The first player starts with “Ones” and places 1-4 cards face down and announces the number of cards and rank – “Two Aces”.

The next player moves to the next highest rank and continues in the same fashion. (and should the rank of Kings be reached, Aces follow)

The first player to run out of cards (unchallenged – discussed in a bit) wins.

The lie

So what’s a player to do when they’ve got to play a certain rank, and they don’t have any?

That’s right, they lie.

They pull any card or two out of their hand, place them on the table and declare a number and a rank. “Two Sevens”

And things move one…

The other lie

And just because someone says they’ve played two cards doesn’t mean they couldn’t have actually set three cards down on the table!

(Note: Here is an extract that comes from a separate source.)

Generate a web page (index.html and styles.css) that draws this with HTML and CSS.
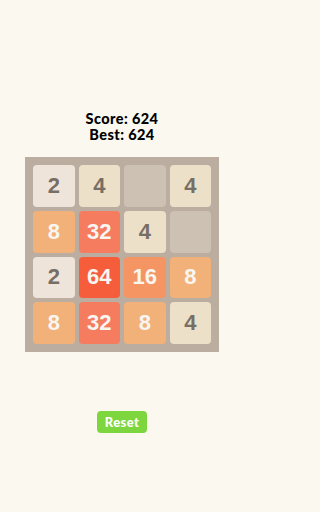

(A little bit of skill helps make three cards look like two here…)

Calling a bluff

Each other player has the option to call out “I Doubt It” (or that other word we don’t want our kids shouting out).

And then the last play (and the last play only) is turned over and examined. If the play does not match the statement, all cards on the table go to the lier.

If it does match, all cards instead go to the doubter.

Once a new player has put cards on the table, the player before them is “off the hook” and can no longer be challenged.

And as you can see, as play continues unchallenged, the penalty becomes more severe.

Strategy, Lying, and Winning

And here’s where it gets interesting.

If you don’t plan, you end up with a collection of cards left that probably don’t match what you need to finish.

If you “intentionally” challenge to pick up cards – so that you can make your way through without lying – someone else may finish before you.

But more times than not, the winner has lied when they didn’t appear to need to – to set themselves up well.

Your last play will be challenged – the game is over otherwise – so you better plan to tell the truth in the end;-)

Bidding, Bluffing, and Calling

My daughter has been enjoying an activity that helps “teach” how to lie, but not just that – also how to spot liars and also how to plan.

And if she ever has to comment on some good friend’s wardrobe, she’ll be able to say “Looks great!” just fine.